— start EXTRACTED DATA —
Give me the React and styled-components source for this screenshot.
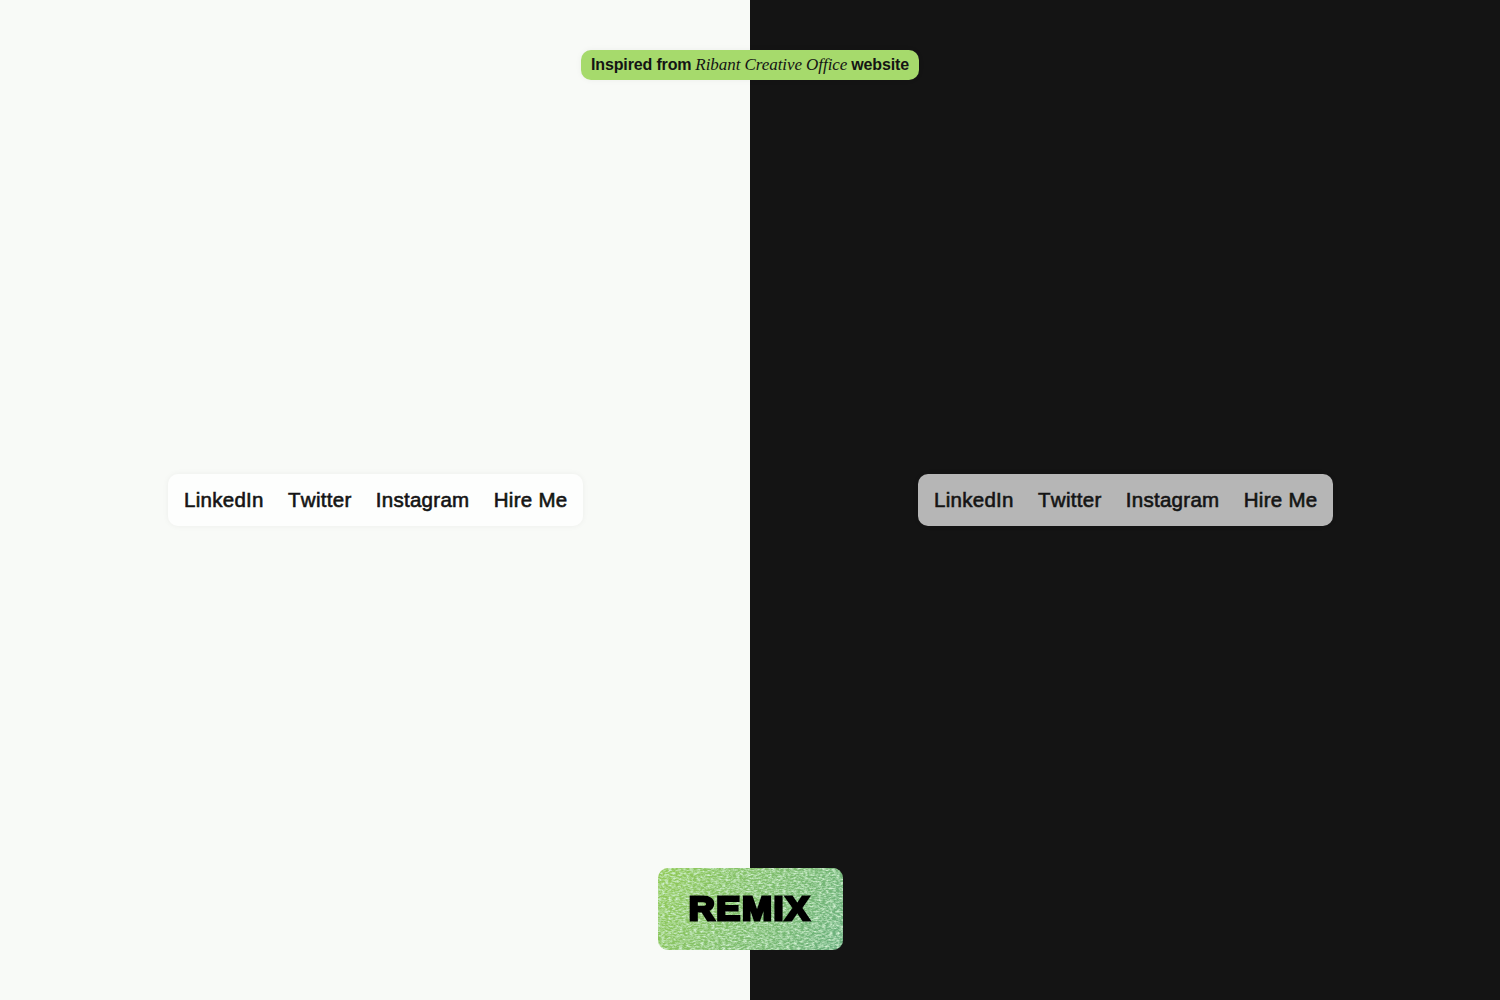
import React from "react";
import styled, { createGlobalStyle } from "styled-components";

const GlobalStyle = createGlobalStyle`
  * { box-sizing: border-box; }
  body {
    margin: 0;
    font-family: "Liberation Sans", Arial, sans-serif;
    color: #141414;
  }
`;

const Page = styled.main`
  position: relative;
  display: grid;
  grid-template-columns: 1fr 1fr;
  height: 100vh;
  overflow: hidden;
`;

const Panel = styled.section`
  display: flex;
  align-items: center;
  justify-content: center;
  background: ${({ $dark }) => ($dark ? "#141414" : "#f8faf7")};
`;

const Nav = styled.nav`
  display: flex;
  align-items: center;
  justify-content: space-between;
  width: 415px;
  height: 52px;
  padding: 0 15px 0 16.5px;
  border-radius: 10px;
  background: rgba(255, 255, 255, 0.69);
  box-shadow: 0 0 6px rgba(0, 0, 0, 0.05);
`;

const NavLink = styled.a`
  font-size: 20.5px;
  line-height: 20px;
  letter-spacing: 0.28px;
  font-kerning: none;
  white-space: nowrap;
  -webkit-text-stroke: 0.6px currentColor;
`;

const Overlay = styled.div`
  position: absolute;
  inset: 0;
  display: flex;
  flex-direction: column;
  align-items: center;
  justify-content: space-between;
  padding: 50px 0;
  pointer-events: none;
`;

const Credit = styled.p`
  display: flex;
  align-items: center;
  justify-content: center;
  gap: 4px;
  width: 338px;
  height: 30px;
  margin: 0;
  border-radius: 10px;
  background: #a6da6c;
  box-shadow: 0 0 6px rgba(0, 0, 0, 0.05);
  font-size: 16px;
  font-weight: 700;
  line-height: 20px;
  letter-spacing: -0.15px;
  white-space: nowrap;
`;

const Studio = styled.em`
  font-family: "Liberation Serif", "Times New Roman", serif;
  font-size: 17px;
  font-weight: 400;
  letter-spacing: -0.06px;
`;

const RemixButton = styled.button`
  display: grid;
  place-items: center;
  width: 185px;
  height: 82px;
  padding: 0;
  border: 0;
  border-radius: 10px;
  overflow: hidden;
  background: linear-gradient(120deg, #94cb58, #6bb080);
  color: #000;
`;

const Grain = styled.svg`
  grid-area: 1 / 1;
  width: 185px;
  height: 82px;
`;

const RemixLabel = styled.span`
  grid-area: 1 / 1;
  z-index: 1;
  font-family: "Liberation Sans", Arial, sans-serif;
  font-size: 33.5px;
  font-weight: 700;
  line-height: 40px;
  letter-spacing: 1.5px;
  -webkit-text-stroke: 2.8px currentColor;
  transform: scaleX(1.075);
`;

const links = ["LinkedIn", "Twitter", "Instagram", "Hire Me"];

function SocialNav() {
  return (
    <Nav>
      {links.map((label) => (
        <NavLink key={label}>{label}</NavLink>
      ))}
    </Nav>
  );
}

export default function App() {
  return (
    <>
      <GlobalStyle />
      <Page>
        <Panel>
          <SocialNav />
        </Panel>
        <Panel $dark>
          <SocialNav />
        </Panel>
        <Overlay>
          <Credit>
            <span>Inspired from</span>
            <Studio>Ribant Creative Office</Studio>
            <span>website</span>
          </Credit>
          <RemixButton>
            <Grain aria-hidden="true">
              <filter id="grain" x="0" y="0" width="100%" height="100%" colorInterpolationFilters="sRGB">
                <feTurbulence type="fractalNoise" baseFrequency="0.28 0.6" numOctaves="3" seed="4" />
                <feColorMatrix values="0 0 0 0 0.82  0 0 0 0 0.94  0 0 0 0 0.82  2.2 0 0 0 -0.78" />
              </filter>
              <rect width="185" height="82" filter="url(#grain)" />
            </Grain>
            <RemixLabel>REMIX</RemixLabel>
          </RemixButton>
        </Overlay>
      </Page>
    </>
  );
}
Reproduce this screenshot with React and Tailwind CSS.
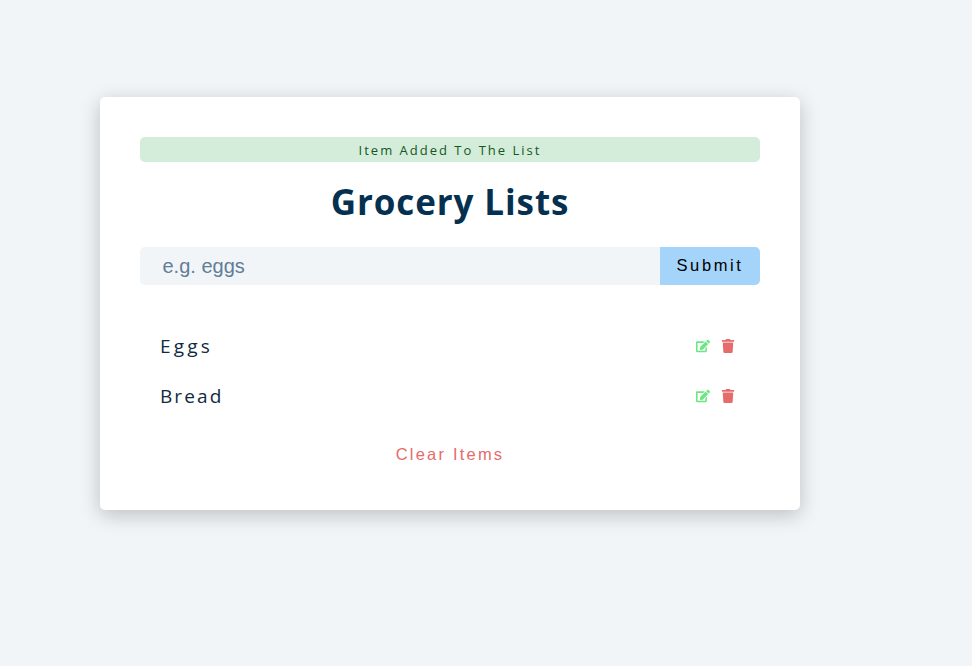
— end EXTRACTED DATA —
→ **SHORT TASK**
Transcribe the full listing above exactly as it stands, minus the pictures.

→ **OUTPUT FOR THIS EXERCISE**
Give me the React and styled-components source for this screenshot.
import React from "react";
import styled, { createGlobalStyle } from "styled-components";

const GlobalStyle = createGlobalStyle`
  * { box-sizing: border-box; }
  body {
    margin: 0;
    font-family: "Liberation Sans", Arial, sans-serif;
    color: #141414;
  }
`;

const Page = styled.main`
  position: relative;
  display: grid;
  grid-template-columns: 1fr 1fr;
  height: 100vh;
  overflow: hidden;
`;

const Panel = styled.section`
  display: flex;
  align-items: center;
  justify-content: center;
  background: ${({ $dark }) => ($dark ? "#141414" : "#f8faf7")};
`;

const Nav = styled.nav`
  display: flex;
  align-items: center;
  justify-content: space-between;
  width: 415px;
  height: 52px;
  padding: 0 15px 0 16.5px;
  border-radius: 10px;
  background: rgba(255, 255, 255, 0.69);
  box-shadow: 0 0 6px rgba(0, 0, 0, 0.05);
`;

const NavLink = styled.a`
  font-size: 20.5px;
  line-height: 20px;
  letter-spacing: 0.28px;
  font-kerning: none;
  white-space: nowrap;
  -webkit-text-stroke: 0.6px currentColor;
`;

const Overlay = styled.div`
  position: absolute;
  inset: 0;
  display: flex;
  flex-direction: column;
  align-items: center;
  justify-content: space-between;
  padding: 50px 0;
  pointer-events: none;
`;

const Credit = styled.p`
  display: flex;
  align-items: center;
  justify-content: center;
  gap: 4px;
  width: 338px;
  height: 30px;
  margin: 0;
  border-radius: 10px;
  background: #a6da6c;
  box-shadow: 0 0 6px rgba(0, 0, 0, 0.05);
  font-size: 16px;
  font-weight: 700;
  line-height: 20px;
  letter-spacing: -0.15px;
  white-space: nowrap;
`;

const Studio = styled.em`
  font-family: "Liberation Serif", "Times New Roman", serif;
  font-size: 17px;
  font-weight: 400;
  letter-spacing: -0.06px;
`;

const RemixButton = styled.button`
  display: grid;
  place-items: center;
  width: 185px;
  height: 82px;
  padding: 0;
  border: 0;
  border-radius: 10px;
  overflow: hidden;
  background: linear-gradient(120deg, #94cb58, #6bb080);
  color: #000;
`;

const Grain = styled.svg`
  grid-area: 1 / 1;
  width: 185px;
  height: 82px;
`;

const RemixLabel = styled.span`
  grid-area: 1 / 1;
  z-index: 1;
  font-family: "Liberation Sans", Arial, sans-serif;
  font-size: 33.5px;
  font-weight: 700;
  line-height: 40px;
  letter-spacing: 1.5px;
  -webkit-text-stroke: 2.8px currentColor;
  transform: scaleX(1.075);
`;

const links = ["LinkedIn", "Twitter", "Instagram", "Hire Me"];

function SocialNav() {
  return (
    <Nav>
      {links.map((label) => (
        <NavLink key={label}>{label}</NavLink>
      ))}
    </Nav>
  );
}

export default function App() {
  return (
    <>
      <GlobalStyle />
      <Page>
        <Panel>
          <SocialNav />
        </Panel>
        <Panel $dark>
          <SocialNav />
        </Panel>
        <Overlay>
          <Credit>
            <span>Inspired from</span>
            <Studio>Ribant Creative Office</Studio>
            <span>website</span>
          </Credit>
          <RemixButton>
            <Grain aria-hidden="true">
              <filter id="grain" x="0" y="0" width="100%" height="100%" colorInterpolationFilters="sRGB">
                <feTurbulence type="fractalNoise" baseFrequency="0.28 0.6" numOctaves="3" seed="4" />
                <feColorMatrix values="0 0 0 0 0.82  0 0 0 0 0.94  0 0 0 0 0.82  2.2 0 0 0 -0.78" />
              </filter>
              <rect width="185" height="82" filter="url(#grain)" />
            </Grain>
            <RemixLabel>REMIX</RemixLabel>
          </RemixButton>
        </Overlay>
      </Page>
    </>
  );
}
Reproduce this screenshot with React and Tailwind CSS.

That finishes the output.